Their goal is to prove that yes, indeed, just like the Mississippi and the Potomac, Los Angeles' river is worthy of navigation -- maybe not by cargo ships, but at least by canoes.
Web of tributaries
The drama got its start not on the river but in a far-flung web of tributaries in the Santa Susana Mountains north of Chatsworth.
There, rancher Wayne Fishback hoped to fill some seemingly dry stream beds to build a road and prevent erosion on his sweeping mountain property above Brown Canyon Wash, a tributary of the Los Angeles River. He asked for guidance from the Corps of Engineers, which regulates parts of the Clean Water Act.
Fishback's request landed on the desk of Aaron Allen, chief of the Corps' North Coast office in Ventura, who holds a UCLA doctorate in fluvial geomorphology, or how streams shape the land.
Ten years ago, Allen's job would have been easier. In those days, federal clean-water laws typically covered the seasonal streams, marshes and pools common in the arid West.
All that changed with the 2006 Supreme Court decision in which Justice Anthony Kennedy wrote that the Clean Water Act would apply to a water body if it had a "significant nexus" with "traditional navigable waters."
So Allen's review ballooned into a full-scale review of the Los Angeles River. He concluded that only 1.75 miles of the river upstream from the ocean is navigable.
The remaining 49-mile stretch -- which cuts north through southern Los Angeles County and then west into the San Fernando Valley -- did not meet the legal test of being navigable, he wrote.

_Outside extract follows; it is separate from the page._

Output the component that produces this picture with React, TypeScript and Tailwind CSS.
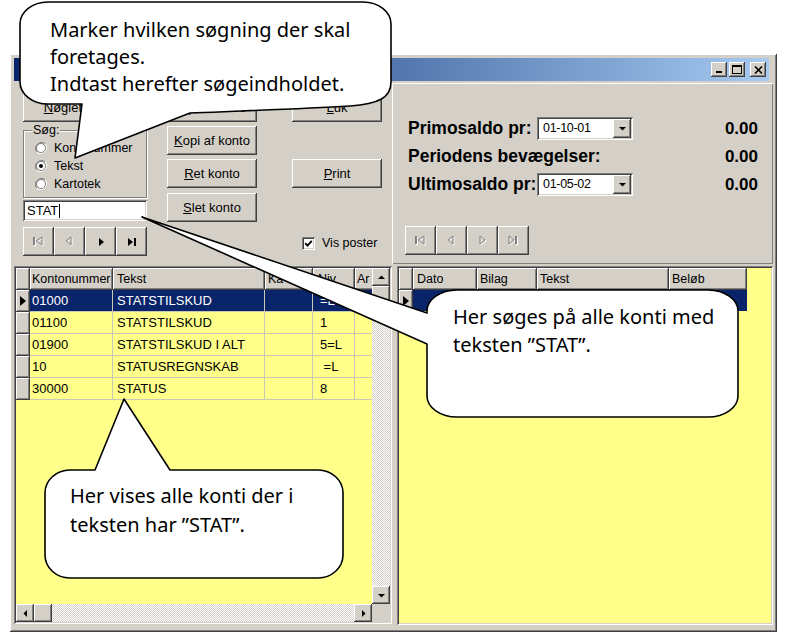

"Presently, the occasional use of kayaks and/or canoes on other reaches of the river are sporadic and do not support any associated commerce," Allen wrote in the March 20 memorandum. Nor could he find evidence of historical navigation.
"Finally, the capacity to provide navigation at some point in the future is highly doubtful given the river's configuration, hydrology and fundamental use as a flood control channel."
Memo leaked
For Fishback, that was good news: His land lies so far upstream from the PCH bridge that he probably can fill four of his streams without navigating the time-consuming permit process.
But when the Corps memorandum was leaked to river advocates in April, the uproar ensued.
George Wolfe, a Venice-based kayaker who founded the satire website www.lalatimes.com, helped create a video last year featuring him commuting by kayak on the river in a business suit.
"As a boater with some 30-plus years of boating I can honestly say that it's a perfectly navigable river," he said in a letter submitted to the Corps along with the video.
Some local officials are urging the Corps to conduct its review in public.
"My agency wasn't consulted, wasn't made aware of it," said Tracy Egoscue, executive officer of the Los Angeles Regional Water Quality Control Board, who learned about the decision from the EPA and criticized the lack of citizen input.
Magness said the Corps invested countless hours in the decision and conferred with other federal, state and local officials. "By no means have we done anything without public involvement."
But for Egoscue and others, the designation reaches beyond the thicket of environmental bureaucracy.
Egoscue characterizes the Corps' decision as showing "a fundamental lack of understanding and respect for the resource to come in and make a decision without citizen involvement."
"It's not just about the law and the permits this board writes," she said. "It's about the perception of the river. . . . The Los Angeles River is our Potomac."